[for Saturday, Oct. 20]
Movie fatigue set in big time when I strolled into the office Saturday — already a cruel joke snickered by the universe — and was immediately informed that my desk would be unavailable for work. Instead, I’d have truck it back to the sports department to do my damn job. There was movie equipment — lights, boards, monitors, etc. — all around my cube. Movie people were standing around, looking at me like I was in their way. I couldn’t even get to my filing cabinet. So I grabbed my dummies and my art and my pen and was whisked away so they could resume whatever they were doing that I was disrupting. I felt like a refugee. I knew that it would be tough to make it back to my desk for the rest of the night, even if I forgot something.
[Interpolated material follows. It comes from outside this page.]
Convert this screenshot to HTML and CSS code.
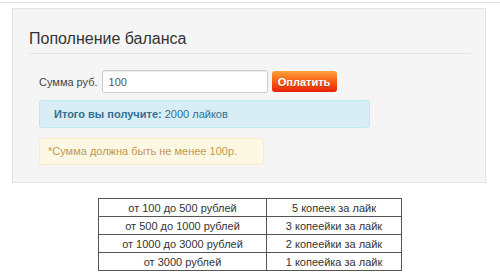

Not the best way to start a workday.
Sequestered in the sports cave, those of us whose desks had been taken over tried to get accustomed to the sports computers, which are small (sucks for designers) and without all the bells and whistles of our own (namely, we had to revert to corporate webmail, which lagged all night).
What a pain.
A few times I snuck out into the newsroom to watch the filming. Kate Beckinsale’s character walks through the newsroom and gets greeted by several of my co-workers. Everyone hoots and hollers when the staff gets nominated for Pulitzers.
I think by that night everyone was pretty ready for the movie people to pack up and leave. It’s cool being a part of something like that, but it’s still incredibly annoying to be inconvenienced and then feel like you’re the one in the way. It has been so hectic and weird in that place since they came. They’ve completely destroyed the newsroom and are supposed to put it back together before they leave.
They’re supposed to be gone when I get in tomorrow.
Watch eBay for any items they left behind.